I have a dataset with model scores ranging from 0 to 1. The table looks like below:
| Score |
| ----- |
| 0.55 |
| 0.67 |
| 0.21 |
| 0.05 |
| 0.91 |
| 0.15 |
| 0.33 |
| 0.47 |
I want to randomly divide these scores into 4 groups. control
, treatment 1
, treatment 2
, treatment 3
. control
group should have 20% of the observations and the rest 80% has to be divided into the other 3 equal sized groups. However, i want the distribution of scores in each group to be the same. How can i solve this using python?

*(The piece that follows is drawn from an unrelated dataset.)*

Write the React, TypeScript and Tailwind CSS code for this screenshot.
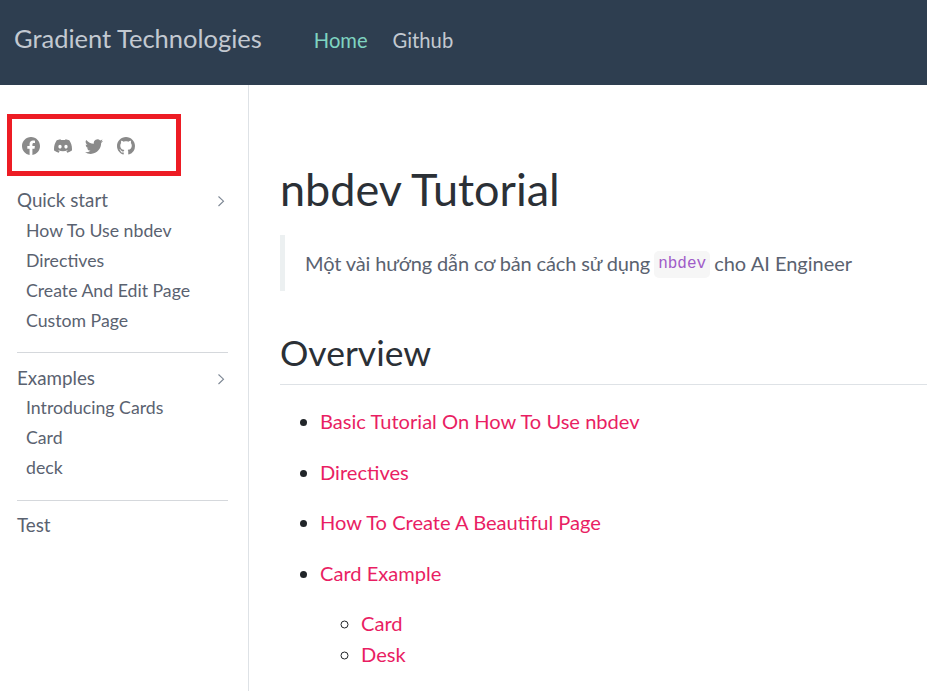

PS: This is just a representation of the actual table, but it will have a lot more observations than this.
You can use numpy.random.choice
to set random groups with defined probabilities, then groupby
to split the dataframe:
import numpy as np
group = np.random.choice(['control', 'treatment 1', 'treatment 2', 'treatment 3'],
size=len(df),
p=[.2, .8/3, .8/3, .8/3])
dict(list(df.groupby(pd.Series(group, index=df.index))))
possible output (each value in the dictionary is a DataFrame):
{'control': Score
2 0.21
5 0.15,
'treatment 1': Score
7 0.47,
'treatment 2': Score
1 0.67
3 0.05,
'treatment 3': Score
0 0.55
4 0.91
6 0.33}